Because it's traditional doesn't make it right
Let's get a few points clear. The Orange Order has been the cause of civil disorder in Ireland since its foundation.
In 1813 Orangemen caused the first sectarian riot in Belfast. Repeatedly in the 19th century Orangemen forcing their way through Catholic districts resulted in scores of people killed, countless injuries and damage to property, mostly Catholic.
The only reason these consequences of Orange violence didn't occur continually in the 19th century is that the British government banned Orange marches by the Party Processions Act between 1832 and 1844 and 1850 and1872.
A British government commission in 1857 concluded that Orange festivals led to 'violence, outrage, religious animosities, hatred between classes and, too often, bloodshed and loss of life'.
That's the Orange tradition.
This tradition was maintained and improved upon in the 20th century when the north became an Orange state in 1921.
Orangemen instigated violent clashes in every decade – Belfast, Derry, Dungiven, Coalisland, Annalong, Portadown and so on, endlessly.
It's important to make this point because Orangemen and their NIO sympathisers have succeeded in peddling the lie that opposition to Orange marches began with Sinn Féin conspiracies in the 1990s.
Rubbish. There were disturbances in Derry and Belfast and Portadown in the 1970s.
There were huge confrontations in the 1970s on the Springfield Road at Ainsworth Avenue, literally a stone's throw from where the Parades Commission forced the Orangemen into the Catholic district last Saturday.
The Public Order Order (sic) was brought in in 1987 as a result of stand-offs in Portadown when Orangemen refused to abandon their traditional route through the Catholic Tunnel to march along the Garvaghy Road.
Yes folks, 20 years ago Orangemen were REFUSING to march along the Garvaghy Road. They thought there were more Catholics to intimidate in the Tunnel.
Given all this, it's truly sickening to hear Peter Hain say he hoped "people can exercise their traditional and cultural rights".
The logic of that nonsense is that he would support cannibals boiling someone alive in a pot or have widows in India burnt alive along with their husband's body.
Well, it was traditional wasn't it? Doesn't make it right but suttee was their culture.
This balderdash from our proconsul may show he disconnects his brain from his mouth when he's talking about this place. It also shows how successful Orange apologists have been in portraying their antics as 'cultural'.

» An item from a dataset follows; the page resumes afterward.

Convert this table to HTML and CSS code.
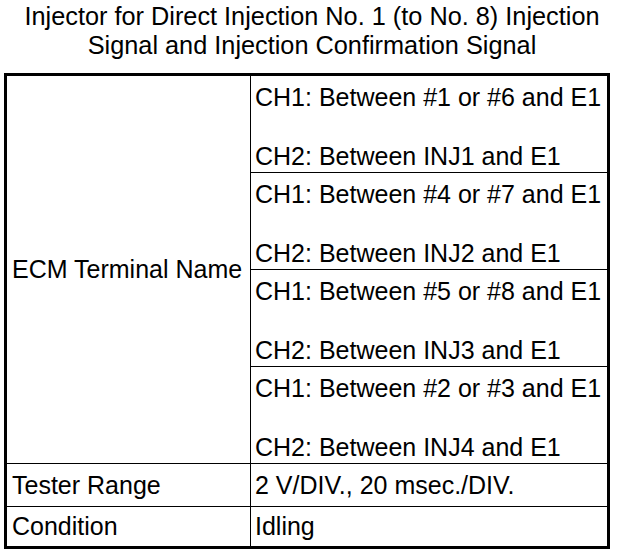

The reality is anything but. They are the Ku Klux Klan marching through Harlem, the National Front marching along Brick Lane in London, or perhaps our proconsul would be more familiar with the concept of the Broederbond marching through Soweto?
Would he support that?
Then again, he has performed so many somersaults in his diverse political career that he might.
How could you predict which way he'll jump next?
He went so far as to regurgitate the NIO fodder he'd been fed that if 'both sides' were displeased, then the Parades Commission decision was probably right.
Wrong. It's not a matter of conflicting rights, as the British administration have sought to portray Orange marches.
Buried in the Good Friday Agreement is a little sentence guaranteeing 'the right to freedom from sectarian harassment'.
If sectarian harassment doesn't describe an Orange march in a Catholic district, what does?
Here's where the Parades Commission, now devoid of any credibility thanks to our proconsul's manipulation, confirms the cowardice of its decisions.
They begin with the presumption of the right of Orangemen to march, not the right of Catholics to live in peace and quiet, free from men marching past their homes who revere loyalist killers.
The Parades Commission's aim, as the NIO gameplan said in 1997, is to get 'Orange feet' on a Catholic street, in other words to keep the Orange Order happy.
Tradition doesn't enter into it.
The Parades Commission is now licensing marches in parts of Stoneyford where there have never been marches so that Orangemen can disturb the peace of Catholics who have never seen an Orange march and moved out to Stoneyford to get away from Belfast.
You can get away from Belfast, but thanks to the craven Parades Commission you can't get away from Orange intimidation.